Tuesday, January 09, 2007

New Year update

So it’s been awhile since the last time I wrote…last year to be exact! Since Christmas I’ve gone on random excursions to ice cream shops in Nasr City, bought a new coat (I’m now a very warm person), partied in Alexandria and learned about a new culture.

Myself and 12 other trainees/aiesec people/friends spent new years eve in Alexandria. We bought tickets to this nice dinner held at a hall near the Hilton. There was a belly dance, tho’ not the nicest one I could’ve known and a DJ. Tho’ it wasn’t the music we were hoping for, we made the most of the night.

Part of my new year’s resolution is to learn about a new country each month. This month I started with Yemen. It’s pretty interesting stuff. Look for a blog later this month to learn some interesting facts on the country.

Another resolution – one Farzina and I both share – is to explore Cairo more. We’ve already started wandering around the city and created a game plan for the next few weeks. This will be great considering neither one of us has really gotten to know the city and we’re both leaving soon. Farzina in about three weeks and I’m leaving around Feb. 23. It’s actually crazy because a week ago today I was supposed to leave Egypt.

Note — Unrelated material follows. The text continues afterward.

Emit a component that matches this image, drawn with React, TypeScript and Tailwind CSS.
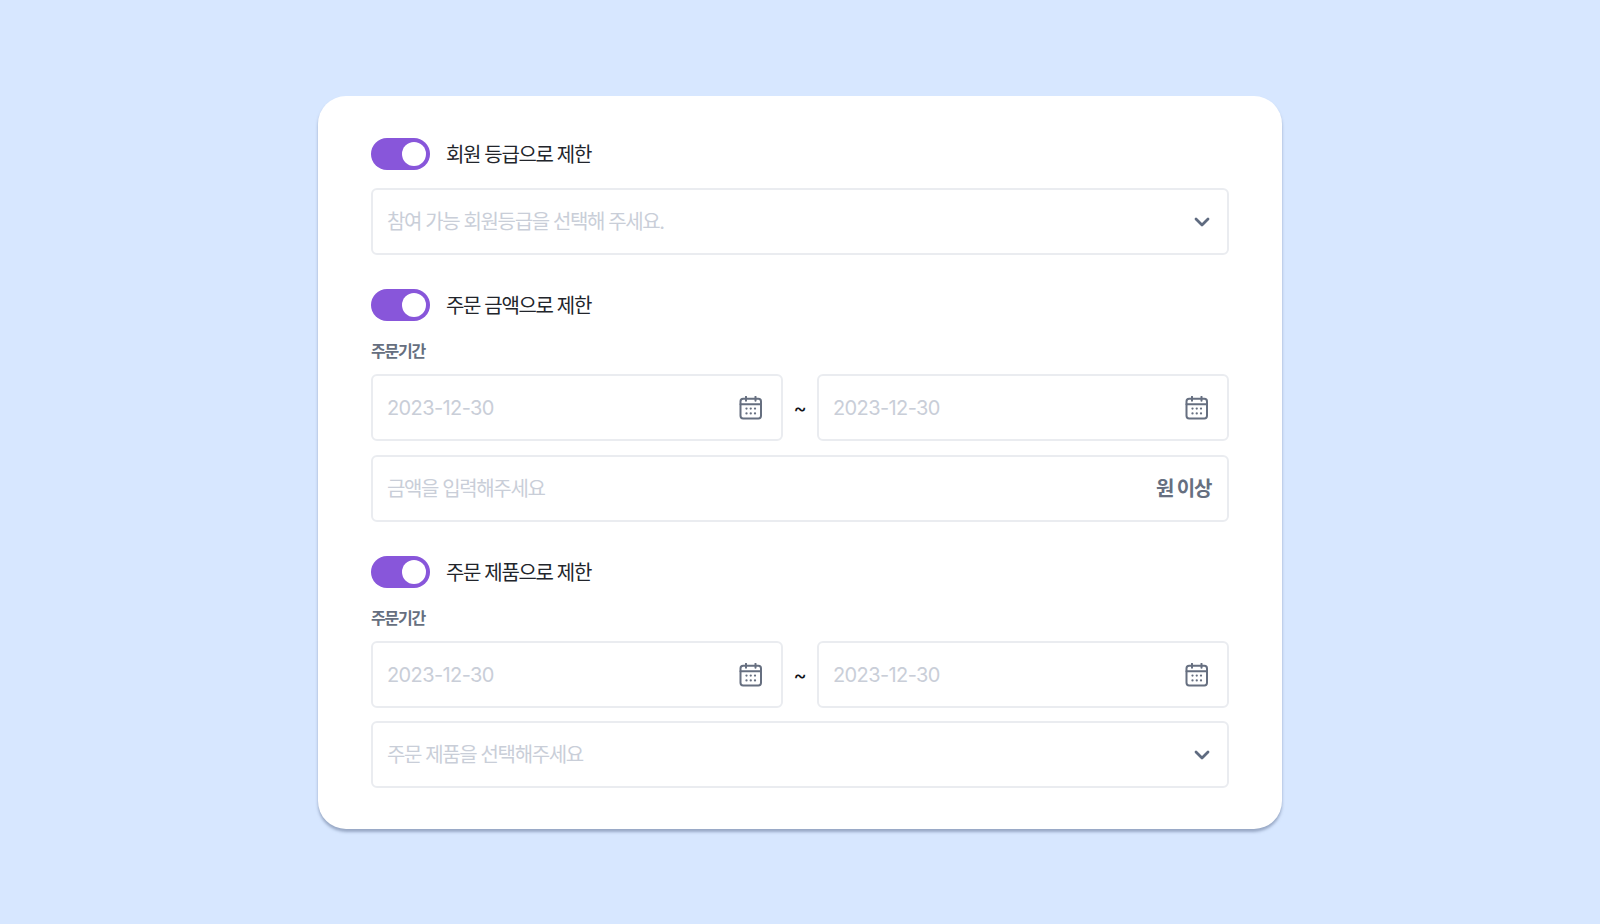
import React from "react";

const font = { fontFamily: "Inter, 'Noto Sans CJK KR', sans-serif" };

function Toggle({ label }: { label: string }) {
  return (
    <div className="flex items-center gap-4 h-8">
      <div className="w-[59px] h-8 rounded-full bg-[#8856da] flex items-center justify-end pr-[4px] shrink-0">
        <div className="w-6 h-6 rounded-full bg-white" />
      </div>
      <span className="text-[20px] leading-8 pt-[1px] text-[#22252b] tracking-[-1.35px]">{label}</span>
    </div>
  );
}

function Chevron() {
  return (
    <svg className="mr-[-1px]" width="24" height="24" viewBox="0 0 24 24" fill="none" stroke="#5f6b80" strokeWidth="2.8" strokeLinecap="round" strokeLinejoin="round">
      <path d="M6 9l6 6 6-6" />
    </svg>
  );
}

function CalendarIcon() {
  return (
    <svg className="mr-[4px]" width="24" height="24" viewBox="0 0 24 24" fill="none" stroke="#666f80" strokeWidth="2" strokeLinecap="round" strokeLinejoin="round">
      <rect x="1.5" y="2.8" width="20.5" height="19.6" rx="2.6" />
      <path d="M1.5 8.2h20.5M7 0.8v4M16.5 0.8v4" />
      <g fill="#666f80" stroke="none">
        <circle cx="7.5" cy="12.6" r="1.15" />
        <circle cx="11.75" cy="12.6" r="1.15" />
        <circle cx="16" cy="12.6" r="1.15" />
        <circle cx="7.5" cy="17.4" r="1.15" />
        <circle cx="11.75" cy="17.4" r="1.15" />
        <circle cx="16" cy="17.4" r="1.15" />
      </g>
    </svg>
  );
}

function Field({ text, right, className, date }: { text: string; right: React.ReactNode; className: string; date?: boolean }) {
  return (
    <div className={"flex items-center justify-between border-2 border-[#eaecf0] rounded-[6px] bg-white pl-[14px] pr-[14px] " + className}>
      <span className={date ? "pt-[1px] text-[20px] text-[#c9ced8] tracking-[-0.6px]" : "pt-[1px] text-[20px] text-[#c9ced8] tracking-[-1.38px]"}>{text}</span>
      {right}
    </div>
  );
}

function DateRow() {
  return (
    <div className="flex items-center">
      <Field date className="w-[412px] h-[67px]" text="2023-12-30" right={<CalendarIcon />} />
      <span className="w-[34px] text-center text-[20px] text-[#111318]">~</span>
      <Field date className="w-[412px] h-[67px]" text="2023-12-30" right={<CalendarIcon />} />
    </div>
  );
}

function Label() {
  return <div className="text-[16px] leading-6 font-semibold text-[#666f80] tracking-[-1.2px] mt-[18px] mb-[11px]">주문기간</div>;
}

export default function App() {
  return (
    <div className="min-h-[924px] bg-[#d7e7ff] flex justify-center pt-[96px]" style={font}>
      <div className="w-[964px] h-[733px] bg-white rounded-[28px] px-[53px] pt-[42px] shadow-[0_3px_3px_rgba(100,116,150,0.55)]">
        <Toggle label="회원 등급으로 제한" />
        <Field className="w-full h-[67px] mt-[18px]" text="참여 가능 회원등급을 선택해 주세요." right={<Chevron />} />
        <div className="mt-[34px]"><Toggle label="주문 금액으로 제한" /></div>
        <Label />
        <DateRow />
        <Field
          className="w-full h-[67px] mt-[14px]"
          text="금액을 입력해주세요"
          right={<span className="text-[20px] font-semibold text-[#666f80] tracking-[-1.3px] mr-[2px]">원 이상</span>}
        />
        <div className="mt-[34px]"><Toggle label="주문 제품으로 제한" /></div>
        <Label />
        <DateRow />
        <Field className="w-full h-[67px] mt-[13px]" text="주문 제품을 선택해주세요" right={<Chevron />} />
      </div>
    </div>
  );
}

Anyways, tonight was our first real Cairo outing. We headed to the Museum of Egyptian Modern Art, which was supposed to be free, but found out that they wanted to charge us! First it was 10LE, then 5LE, then 50LE and finally 15LE :-o So we decided not to go and just walked around the grounds which also included the Cairo Opera House, a Museum Library and more. Afterwards we dined at Peking in Zamalek and then had desert a Joffery’s. If you haven’t gone to this place, you should try. They have amazing treats.

Tomorrow there’s a movie night and later this week the Egyptian Museum, two other museums and some exploring of Coptic Cairo and of course more great dining!